Without the pictures, output the records below word for word.

[Code that builds pages]

Start

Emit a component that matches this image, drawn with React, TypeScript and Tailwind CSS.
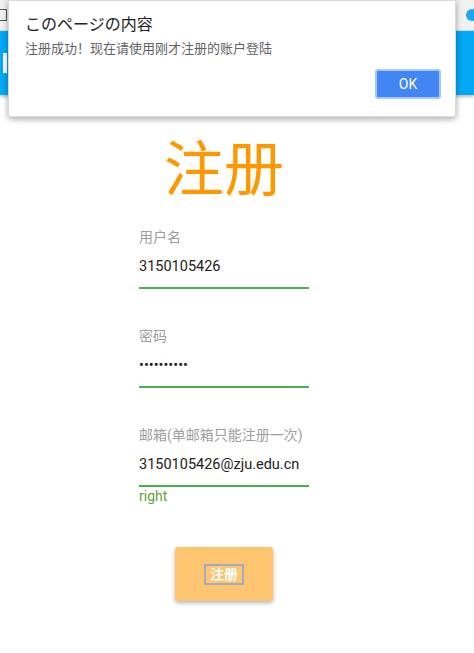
import React from 'react';

const cjk = { fontFamily: 'Roboto, "Noto Sans CJK SC", sans-serif' };

const Field = ({ label, value, extra }: { label: string; value: string; extra?: string }) => (
  <div className="w-[170px] flex flex-col">
    <label className="text-[14px] leading-[20px] text-[#9e9e9e]">{label}</label>
    <div className="mt-[10px] h-[32px] pt-[1px] border-b-2 border-[#4caf50] text-[14.5px] leading-[18px] text-[#212121]">
      {value}
    </div>
    {extra && <div className="text-[14px] leading-[18px] text-[#689f38]">{extra}</div>}
  </div>
);

export default function App() {
  return (
    <div className="relative w-[474px] h-[653px] bg-white overflow-hidden" style={cjk}>
      {/* browser strip */}
      <div className="h-[31px] bg-[#f1f1f1] border-b border-[#d6d6d6] flex items-center justify-between">
        <span className="w-[7px] h-[12px] border border-[#555] border-l-0 rounded-r-[1px]" />
        <span className="mr-[-4px] w-[12px] h-[12px] rounded-full bg-[#1ea7f0]" />
      </div>
      {/* app bar */}
      <div className="h-[64px] bg-[#03a9f4] shadow-[0_2px_3px_rgba(0,0,0,0.25)] flex items-center">
        <span className="ml-[3px] w-[4px] h-[20px] bg-white" />
      </div>

      {/* page */}
      <div className="w-[448px] flex flex-col items-center">
        <h1 className="mt-[40px] text-[60px] leading-[72px] text-[#ff9800]">注册</h1>
        <div className="mt-[20px] flex flex-col gap-[37px]">
          <Field label="用户名" value="3150105426" />
          <Field label="密码" value="••••••••••" />
          <Field label="邮箱(单邮箱只能注册一次)" value="3150105426@zju.edu.cn" extra="right" />
        </div>
        <button className="mt-[42px] w-[98px] h-[54px] rounded-[3px] bg-[#ffc46f] shadow-[0_2px_4px_rgba(0,0,0,0.3)] flex items-center justify-center">
          <span className="px-[4px] h-[21px] border-2 border-[#a3abc3] text-[14px] leading-[17px] font-bold text-white">
            注册
          </span>
        </button>
      </div>

      {/* alert dialog */}
      <div className="absolute left-[8px] top-0 w-[448px] h-[117px] bg-white rounded-b-[3px] border border-[#d9d9d9] shadow-[0_2px_6px_rgba(0,0,0,0.35)]">
        <div
          className="pl-[16px] pt-[13px] text-[16px] leading-[22px] text-[#202124]"
          style={{ fontFamily: 'Roboto, "Noto Sans CJK JP", sans-serif' }}
        >
          このページの内容
        </div>
        <div className="pl-[16px] mt-[4px] text-[13px] leading-[18px] text-[#5f6368]">
          注册成功！现在请使用刚才注册的账户登陆
        </div>
        <div className="flex justify-end pr-[14px] mt-[11px]">
          <button className="w-[66px] h-[30px] rounded-[3px] bg-[#4285f4] border-2 border-[#a8c7fa] text-white text-[14px] flex items-center justify-center">
            OK
          </button>
        </div>
      </div>
    </div>
  );
}
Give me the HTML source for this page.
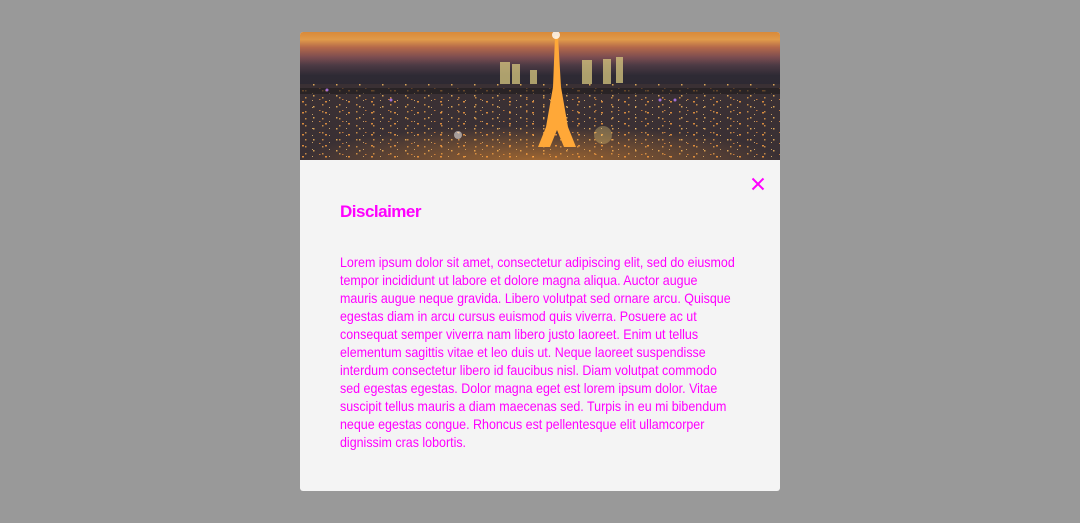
<!DOCTYPE html>
<html><head><meta charset="utf-8"><style>
html,body{margin:0;padding:0;width:1080px;height:523px;background:#999;overflow:hidden;font-family:"Liberation Sans",sans-serif}
.modal{position:absolute;left:300px;top:32px;width:480px;height:459px;background:#f4f4f4;border-radius:3px;overflow:hidden}
.img{position:absolute;left:0;top:0;width:480px;height:128px;overflow:hidden;
background:linear-gradient(180deg,#d88a3a 0%,#e09a4a 6%,#b4684a 12%,#7a4c50 20%,#4c3a44 26%,#2e2a34 34%,#262026 100%)}
.x{position:absolute;left:451px;top:145px;width:14px;height:14px}
h1{position:absolute;left:40px;top:170px;margin:0;font-size:17px;font-weight:bold;color:#f0f;letter-spacing:-0.5px}
.p{position:absolute;left:40px;top:221px;color:#f0f;font-size:14px;line-height:18px}
.p span{display:block;white-space:nowrap;transform:scaleX(.89);transform-origin:left}
</style></head><body>
<div class="modal">
<div class="img">
<svg width="480" height="128" style="position:absolute;left:0;top:0">
<defs>
<pattern id="l1" width="23" height="11" patternUnits="userSpaceOnUse">
<rect x="2" y="3" width="2" height="1.5" fill="#ffa040"/><rect x="13" y="8" width="1.5" height="1.5" fill="#ffc060"/><rect x="19" y="1" width="1.5" height="1" fill="#e08a40"/>
</pattern>
<pattern id="l2" width="17" height="7" patternUnits="userSpaceOnUse">
<rect x="5" y="2" width="1.5" height="1.5" fill="#ffb050"/><rect x="12" y="5" width="1" height="1" fill="#ffd080"/>
</pattern>
<radialGradient id="g" cx="50%" cy="100%" r="50%"><stop offset="0" stop-color="#ff9a30" stop-opacity=".5"/><stop offset="1" stop-color="#ff9a30" stop-opacity="0"/></radialGradient>
</defs>
<rect x="0" y="52" width="480" height="76" fill="#3a3034"/>
<rect x="0" y="52" width="480" height="76" fill="url(#l1)" opacity=".8"/>
<rect x="0" y="58" width="480" height="70" fill="url(#l2)" opacity=".7"/>
<rect x="0" y="60" width="480" height="68" fill="url(#g)"/>
<rect x="0" y="56" width="480" height="6" fill="#1e1a1c" opacity=".6"/>
<g fill="#d8c880" opacity=".75">
<rect x="200" y="30" width="10" height="22"/><rect x="212" y="32" width="8" height="20"/><rect x="230" y="38" width="7" height="14"/>
<rect x="282" y="28" width="10" height="24"/><rect x="303" y="27" width="8" height="25"/><rect x="316" y="25" width="7" height="26"/>
</g>
<polygon points="255,4 258,4 261,55 268,95 276,115 264,115 257,98 250,115 238,115 246,95 253,55" fill="#ffa838"/>
<circle cx="256" cy="3" r="4" fill="#fff" opacity=".8"/>
<g fill="#c080ff" opacity=".8"><circle cx="27" cy="58" r="1.5"/><circle cx="91" cy="68" r="1.5"/><circle cx="360" cy="68" r="1.5"/><circle cx="375" cy="68" r="1.5"/></g>
<circle cx="303" cy="103" r="9" fill="#ffe080" opacity=".3"/>
<circle cx="158" cy="103" r="4" fill="#fff" opacity=".5"/>
</svg>
</div>
<svg class="x" viewBox="0 0 14 14"><path d="M1.5 1.5L12.5 12.5M12.5 1.5L1.5 12.5" stroke="#f0f" stroke-width="2"/></svg>
<h1>Disclaimer</h1>
<div class="p">
<span>Lorem ipsum dolor sit amet, consectetur adipiscing elit, sed do eiusmod</span>
<span>tempor incididunt ut labore et dolore magna aliqua. Auctor augue</span>
<span>mauris augue neque gravida. Libero volutpat sed ornare arcu. Quisque</span>
<span>egestas diam in arcu cursus euismod quis viverra. Posuere ac ut</span>
<span>consequat semper viverra nam libero justo laoreet. Enim ut tellus</span>
<span>elementum sagittis vitae et leo duis ut. Neque laoreet suspendisse</span>
<span>interdum consectetur libero id faucibus nisl. Diam volutpat commodo</span>
<span>sed egestas egestas. Dolor magna eget est lorem ipsum dolor. Vitae</span>
<span>suscipit tellus mauris a diam maecenas sed. Turpis in eu mi bibendum</span>
<span>neque egestas congue. Rhoncus est pellentesque elit ullamcorper</span>
<span>dignissim cras lobortis.</span>
</div>
</div>
</body></html>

End

- [Exercise answer]:
Emit a component that matches this image, drawn with React, TypeScript and Tailwind CSS.
import React from 'react';

const cjk = { fontFamily: 'Roboto, "Noto Sans CJK SC", sans-serif' };

const Field = ({ label, value, extra }: { label: string; value: string; extra?: string }) => (
  <div className="w-[170px] flex flex-col">
    <label className="text-[14px] leading-[20px] text-[#9e9e9e]">{label}</label>
    <div className="mt-[10px] h-[32px] pt-[1px] border-b-2 border-[#4caf50] text-[14.5px] leading-[18px] text-[#212121]">
      {value}
    </div>
    {extra && <div className="text-[14px] leading-[18px] text-[#689f38]">{extra}</div>}
  </div>
);

export default function App() {
  return (
    <div className="relative w-[474px] h-[653px] bg-white overflow-hidden" style={cjk}>
      {/* browser strip */}
      <div className="h-[31px] bg-[#f1f1f1] border-b border-[#d6d6d6] flex items-center justify-between">
        <span className="w-[7px] h-[12px] border border-[#555] border-l-0 rounded-r-[1px]" />
        <span className="mr-[-4px] w-[12px] h-[12px] rounded-full bg-[#1ea7f0]" />
      </div>
      {/* app bar */}
      <div className="h-[64px] bg-[#03a9f4] shadow-[0_2px_3px_rgba(0,0,0,0.25)] flex items-center">
        <span className="ml-[3px] w-[4px] h-[20px] bg-white" />
      </div>

      {/* page */}
      <div className="w-[448px] flex flex-col items-center">
        <h1 className="mt-[40px] text-[60px] leading-[72px] text-[#ff9800]">注册</h1>
        <div className="mt-[20px] flex flex-col gap-[37px]">
          <Field label="用户名" value="3150105426" />
          <Field label="密码" value="••••••••••" />
          <Field label="邮箱(单邮箱只能注册一次)" value="3150105426@zju.edu.cn" extra="right" />
        </div>
        <button className="mt-[42px] w-[98px] h-[54px] rounded-[3px] bg-[#ffc46f] shadow-[0_2px_4px_rgba(0,0,0,0.3)] flex items-center justify-center">
          <span className="px-[4px] h-[21px] border-2 border-[#a3abc3] text-[14px] leading-[17px] font-bold text-white">
            注册
          </span>
        </button>
      </div>

      {/* alert dialog */}
      <div className="absolute left-[8px] top-0 w-[448px] h-[117px] bg-white rounded-b-[3px] border border-[#d9d9d9] shadow-[0_2px_6px_rgba(0,0,0,0.35)]">
        <div
          className="pl-[16px] pt-[13px] text-[16px] leading-[22px] text-[#202124]"
          style={{ fontFamily: 'Roboto, "Noto Sans CJK JP", sans-serif' }}
        >
          このページの内容
        </div>
        <div className="pl-[16px] mt-[4px] text-[13px] leading-[18px] text-[#5f6368]">
          注册成功！现在请使用刚才注册的账户登陆
        </div>
        <div className="flex justify-end pr-[14px] mt-[11px]">
          <button className="w-[66px] h-[30px] rounded-[3px] bg-[#4285f4] border-2 border-[#a8c7fa] text-white text-[14px] flex items-center justify-center">
            OK
          </button>
        </div>
      </div>
    </div>
  );
}
Give me the HTML source for this page.
<!DOCTYPE html>
<html><head><meta charset="utf-8"><style>
html,body{margin:0;padding:0;width:1080px;height:523px;background:#999;overflow:hidden;font-family:"Liberation Sans",sans-serif}
.modal{position:absolute;left:300px;top:32px;width:480px;height:459px;background:#f4f4f4;border-radius:3px;overflow:hidden}
.img{position:absolute;left:0;top:0;width:480px;height:128px;overflow:hidden;
background:linear-gradient(180deg,#d88a3a 0%,#e09a4a 6%,#b4684a 12%,#7a4c50 20%,#4c3a44 26%,#2e2a34 34%,#262026 100%)}
.x{position:absolute;left:451px;top:145px;width:14px;height:14px}
h1{position:absolute;left:40px;top:170px;margin:0;font-size:17px;font-weight:bold;color:#f0f;letter-spacing:-0.5px}
.p{position:absolute;left:40px;top:221px;color:#f0f;font-size:14px;line-height:18px}
.p span{display:block;white-space:nowrap;transform:scaleX(.89);transform-origin:left}
</style></head><body>
<div class="modal">
<div class="img">
<svg width="480" height="128" style="position:absolute;left:0;top:0">
<defs>
<pattern id="l1" width="23" height="11" patternUnits="userSpaceOnUse">
<rect x="2" y="3" width="2" height="1.5" fill="#ffa040"/><rect x="13" y="8" width="1.5" height="1.5" fill="#ffc060"/><rect x="19" y="1" width="1.5" height="1" fill="#e08a40"/>
</pattern>
<pattern id="l2" width="17" height="7" patternUnits="userSpaceOnUse">
<rect x="5" y="2" width="1.5" height="1.5" fill="#ffb050"/><rect x="12" y="5" width="1" height="1" fill="#ffd080"/>
</pattern>
<radialGradient id="g" cx="50%" cy="100%" r="50%"><stop offset="0" stop-color="#ff9a30" stop-opacity=".5"/><stop offset="1" stop-color="#ff9a30" stop-opacity="0"/></radialGradient>
</defs>
<rect x="0" y="52" width="480" height="76" fill="#3a3034"/>
<rect x="0" y="52" width="480" height="76" fill="url(#l1)" opacity=".8"/>
<rect x="0" y="58" width="480" height="70" fill="url(#l2)" opacity=".7"/>
<rect x="0" y="60" width="480" height="68" fill="url(#g)"/>
<rect x="0" y="56" width="480" height="6" fill="#1e1a1c" opacity=".6"/>
<g fill="#d8c880" opacity=".75">
<rect x="200" y="30" width="10" height="22"/><rect x="212" y="32" width="8" height="20"/><rect x="230" y="38" width="7" height="14"/>
<rect x="282" y="28" width="10" height="24"/><rect x="303" y="27" width="8" height="25"/><rect x="316" y="25" width="7" height="26"/>
</g>
<polygon points="255,4 258,4 261,55 268,95 276,115 264,115 257,98 250,115 238,115 246,95 253,55" fill="#ffa838"/>
<circle cx="256" cy="3" r="4" fill="#fff" opacity=".8"/>
<g fill="#c080ff" opacity=".8"><circle cx="27" cy="58" r="1.5"/><circle cx="91" cy="68" r="1.5"/><circle cx="360" cy="68" r="1.5"/><circle cx="375" cy="68" r="1.5"/></g>
<circle cx="303" cy="103" r="9" fill="#ffe080" opacity=".3"/>
<circle cx="158" cy="103" r="4" fill="#fff" opacity=".5"/>
</svg>
</div>
<svg class="x" viewBox="0 0 14 14"><path d="M1.5 1.5L12.5 12.5M12.5 1.5L1.5 12.5" stroke="#f0f" stroke-width="2"/></svg>
<h1>Disclaimer</h1>
<div class="p">
<span>Lorem ipsum dolor sit amet, consectetur adipiscing elit, sed do eiusmod</span>
<span>tempor incididunt ut labore et dolore magna aliqua. Auctor augue</span>
<span>mauris augue neque gravida. Libero volutpat sed ornare arcu. Quisque</span>
<span>egestas diam in arcu cursus euismod quis viverra. Posuere ac ut</span>
<span>consequat semper viverra nam libero justo laoreet. Enim ut tellus</span>
<span>elementum sagittis vitae et leo duis ut. Neque laoreet suspendisse</span>
<span>interdum consectetur libero id faucibus nisl. Diam volutpat commodo</span>
<span>sed egestas egestas. Dolor magna eget est lorem ipsum dolor. Vitae</span>
<span>suscipit tellus mauris a diam maecenas sed. Turpis in eu mi bibendum</span>
<span>neque egestas congue. Rhoncus est pellentesque elit ullamcorper</span>
<span>dignissim cras lobortis.</span>
</div>
</div>
</body></html>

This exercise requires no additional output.